An 84 year old woman, without diabetes mellitus, had recurrent presentations to the hospital with hypoglycaemia, confusion and respiratory distress. She has a known slow growing giant fibrous tumour (17.4 x 10 x 13cm) in her left thoracic cavity, initially found on a CT-imaging of her chest. The tumour was causing weight loss, and increasing shortness of breath on exertion, on a background of smoking and underlying chronic obstructive pulmonary disease.
During one admission, she had recurrent fasting hypoglycaemic episodes, with BGL as low as 1.8 mmol/L, despite good oral intake. Unfortunately, blood collection for plasma glucose, insulin, pro-insulin, C-peptide, and betahydroxybutyrate was missed during these hypoglycaemic episodes by overtime staff, and she was too frail to undergo a prolonged fast. IGF-II measurement also could not be performed.

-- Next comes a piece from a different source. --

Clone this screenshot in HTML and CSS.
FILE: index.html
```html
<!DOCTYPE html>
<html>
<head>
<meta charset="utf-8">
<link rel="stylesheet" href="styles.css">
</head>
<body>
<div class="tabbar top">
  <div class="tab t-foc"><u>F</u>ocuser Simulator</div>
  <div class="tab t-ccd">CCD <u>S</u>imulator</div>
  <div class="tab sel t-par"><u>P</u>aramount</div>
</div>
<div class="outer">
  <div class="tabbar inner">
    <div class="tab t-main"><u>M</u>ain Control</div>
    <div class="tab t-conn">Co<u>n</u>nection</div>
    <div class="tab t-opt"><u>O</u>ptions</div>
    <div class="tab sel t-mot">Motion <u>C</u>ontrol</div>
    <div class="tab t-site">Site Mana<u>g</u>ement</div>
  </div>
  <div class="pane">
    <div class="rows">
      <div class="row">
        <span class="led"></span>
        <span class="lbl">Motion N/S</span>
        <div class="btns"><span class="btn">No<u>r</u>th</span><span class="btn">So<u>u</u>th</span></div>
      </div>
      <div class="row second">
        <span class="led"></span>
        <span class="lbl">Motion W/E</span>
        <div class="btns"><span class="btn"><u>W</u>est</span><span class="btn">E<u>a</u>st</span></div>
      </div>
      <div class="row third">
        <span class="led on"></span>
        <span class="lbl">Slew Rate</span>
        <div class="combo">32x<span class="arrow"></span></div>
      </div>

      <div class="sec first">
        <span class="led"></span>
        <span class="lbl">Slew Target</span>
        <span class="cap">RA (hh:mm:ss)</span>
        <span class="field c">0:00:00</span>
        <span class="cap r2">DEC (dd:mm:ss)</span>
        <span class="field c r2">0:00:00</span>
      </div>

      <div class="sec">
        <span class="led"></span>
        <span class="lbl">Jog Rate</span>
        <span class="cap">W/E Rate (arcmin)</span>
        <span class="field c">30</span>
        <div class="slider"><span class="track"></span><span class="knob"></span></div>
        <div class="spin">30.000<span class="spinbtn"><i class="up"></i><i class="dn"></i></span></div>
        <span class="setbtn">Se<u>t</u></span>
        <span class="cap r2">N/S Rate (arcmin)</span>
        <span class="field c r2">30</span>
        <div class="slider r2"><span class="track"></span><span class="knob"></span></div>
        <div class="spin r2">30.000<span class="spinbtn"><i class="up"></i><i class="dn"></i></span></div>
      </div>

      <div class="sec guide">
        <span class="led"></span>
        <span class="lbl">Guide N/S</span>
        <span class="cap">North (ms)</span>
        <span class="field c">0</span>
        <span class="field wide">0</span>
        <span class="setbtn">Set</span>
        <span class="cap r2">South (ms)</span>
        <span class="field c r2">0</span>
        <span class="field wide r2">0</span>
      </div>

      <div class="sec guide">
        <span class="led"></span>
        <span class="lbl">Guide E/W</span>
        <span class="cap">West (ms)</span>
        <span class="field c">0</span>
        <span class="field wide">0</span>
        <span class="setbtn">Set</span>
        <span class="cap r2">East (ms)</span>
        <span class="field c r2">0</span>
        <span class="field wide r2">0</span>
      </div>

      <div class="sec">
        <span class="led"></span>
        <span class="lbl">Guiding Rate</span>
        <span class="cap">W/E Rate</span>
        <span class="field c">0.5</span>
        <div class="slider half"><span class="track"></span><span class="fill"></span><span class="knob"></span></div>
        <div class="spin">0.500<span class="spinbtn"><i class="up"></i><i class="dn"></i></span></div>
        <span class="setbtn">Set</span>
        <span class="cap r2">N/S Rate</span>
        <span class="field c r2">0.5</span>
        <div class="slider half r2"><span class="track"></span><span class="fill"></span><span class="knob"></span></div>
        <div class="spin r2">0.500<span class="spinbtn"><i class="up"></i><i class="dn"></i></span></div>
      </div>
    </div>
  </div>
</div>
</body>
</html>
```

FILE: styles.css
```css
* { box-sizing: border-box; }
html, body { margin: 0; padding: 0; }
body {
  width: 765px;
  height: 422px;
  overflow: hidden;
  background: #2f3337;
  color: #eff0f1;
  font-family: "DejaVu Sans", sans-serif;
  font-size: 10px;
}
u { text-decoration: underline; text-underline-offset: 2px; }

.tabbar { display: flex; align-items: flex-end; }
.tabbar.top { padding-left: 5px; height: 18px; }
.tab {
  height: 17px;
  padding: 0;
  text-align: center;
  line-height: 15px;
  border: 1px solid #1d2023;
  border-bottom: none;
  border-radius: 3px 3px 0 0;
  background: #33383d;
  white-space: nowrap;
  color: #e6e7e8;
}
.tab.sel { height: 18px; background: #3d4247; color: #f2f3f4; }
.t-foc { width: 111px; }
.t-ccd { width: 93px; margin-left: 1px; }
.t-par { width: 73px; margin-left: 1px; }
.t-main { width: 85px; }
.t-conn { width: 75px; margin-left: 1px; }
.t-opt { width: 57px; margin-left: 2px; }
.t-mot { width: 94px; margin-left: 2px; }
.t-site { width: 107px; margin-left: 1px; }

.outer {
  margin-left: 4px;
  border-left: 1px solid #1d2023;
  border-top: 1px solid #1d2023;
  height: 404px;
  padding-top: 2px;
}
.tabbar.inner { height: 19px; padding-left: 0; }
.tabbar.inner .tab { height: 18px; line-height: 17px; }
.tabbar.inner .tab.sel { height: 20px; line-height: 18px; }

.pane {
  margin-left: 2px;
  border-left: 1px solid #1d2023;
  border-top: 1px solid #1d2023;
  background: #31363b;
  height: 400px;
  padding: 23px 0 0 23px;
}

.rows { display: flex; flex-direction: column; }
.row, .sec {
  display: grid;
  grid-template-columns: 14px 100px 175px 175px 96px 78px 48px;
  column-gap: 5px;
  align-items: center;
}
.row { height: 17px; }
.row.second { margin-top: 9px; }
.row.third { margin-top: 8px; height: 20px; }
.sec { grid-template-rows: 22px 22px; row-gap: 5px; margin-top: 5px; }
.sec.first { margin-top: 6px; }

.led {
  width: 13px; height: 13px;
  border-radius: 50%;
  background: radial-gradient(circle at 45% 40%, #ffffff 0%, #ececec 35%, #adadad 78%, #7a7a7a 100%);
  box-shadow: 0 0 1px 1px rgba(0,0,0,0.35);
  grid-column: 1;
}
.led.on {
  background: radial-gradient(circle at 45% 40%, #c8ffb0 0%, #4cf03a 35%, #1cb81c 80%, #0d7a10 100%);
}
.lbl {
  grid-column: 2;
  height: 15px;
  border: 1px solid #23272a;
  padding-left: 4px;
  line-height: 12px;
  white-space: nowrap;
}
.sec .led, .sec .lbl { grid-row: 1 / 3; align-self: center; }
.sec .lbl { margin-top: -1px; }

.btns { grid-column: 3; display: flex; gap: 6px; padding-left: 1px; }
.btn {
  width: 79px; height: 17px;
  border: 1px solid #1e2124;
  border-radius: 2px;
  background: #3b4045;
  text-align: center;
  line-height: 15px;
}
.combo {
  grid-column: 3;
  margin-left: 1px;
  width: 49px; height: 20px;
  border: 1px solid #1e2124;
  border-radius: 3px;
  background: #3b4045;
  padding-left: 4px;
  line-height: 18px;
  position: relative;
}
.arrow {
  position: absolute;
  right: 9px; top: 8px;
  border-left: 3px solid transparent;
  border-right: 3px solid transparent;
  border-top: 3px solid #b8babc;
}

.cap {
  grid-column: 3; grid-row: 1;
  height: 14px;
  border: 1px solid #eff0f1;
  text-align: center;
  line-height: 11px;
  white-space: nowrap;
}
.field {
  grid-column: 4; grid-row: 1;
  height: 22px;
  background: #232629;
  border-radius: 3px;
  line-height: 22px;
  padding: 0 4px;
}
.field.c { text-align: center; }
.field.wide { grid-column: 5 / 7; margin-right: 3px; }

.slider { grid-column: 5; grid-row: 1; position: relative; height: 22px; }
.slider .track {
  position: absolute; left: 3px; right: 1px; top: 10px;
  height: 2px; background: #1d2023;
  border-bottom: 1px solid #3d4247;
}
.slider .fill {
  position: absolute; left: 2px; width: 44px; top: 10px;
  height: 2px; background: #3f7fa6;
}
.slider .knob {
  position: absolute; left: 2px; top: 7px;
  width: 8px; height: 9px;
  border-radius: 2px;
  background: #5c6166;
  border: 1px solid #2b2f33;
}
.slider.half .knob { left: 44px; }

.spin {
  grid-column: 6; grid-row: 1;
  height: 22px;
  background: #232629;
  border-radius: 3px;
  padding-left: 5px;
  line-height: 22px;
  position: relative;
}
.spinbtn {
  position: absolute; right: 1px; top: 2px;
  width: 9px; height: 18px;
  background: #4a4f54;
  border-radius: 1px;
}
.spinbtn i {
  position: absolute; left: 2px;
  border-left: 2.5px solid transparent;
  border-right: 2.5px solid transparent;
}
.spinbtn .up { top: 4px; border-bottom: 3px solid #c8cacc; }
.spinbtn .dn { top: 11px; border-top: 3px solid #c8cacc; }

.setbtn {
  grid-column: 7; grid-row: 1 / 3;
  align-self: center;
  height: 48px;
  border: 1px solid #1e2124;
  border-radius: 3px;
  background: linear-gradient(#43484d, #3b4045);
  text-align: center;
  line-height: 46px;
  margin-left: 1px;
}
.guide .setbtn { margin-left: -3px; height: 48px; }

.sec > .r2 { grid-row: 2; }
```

As fibrous tumours of the lung are known to be associated with hypoglycaemia, a presumptive diagnosis of non-islet cell tumour hypoglycaemia was made. Given that this patient was not a surgical candidate, she was commenced on corticosteroid therapy. No further hypoglycaemia ensued, and her BGLs ranged between 4 – 10mmol/L.
This is a rare but typical case of non-islet cell tumour induced hypoglycaemia. An intra-thoracic tumour induced hypoglycaemia is also known as Doege-Potter syndrome. In the discussion, we will review the reported cases of Doege-Potter syndrome, examine the pathophysiology, and explore the treatment options available.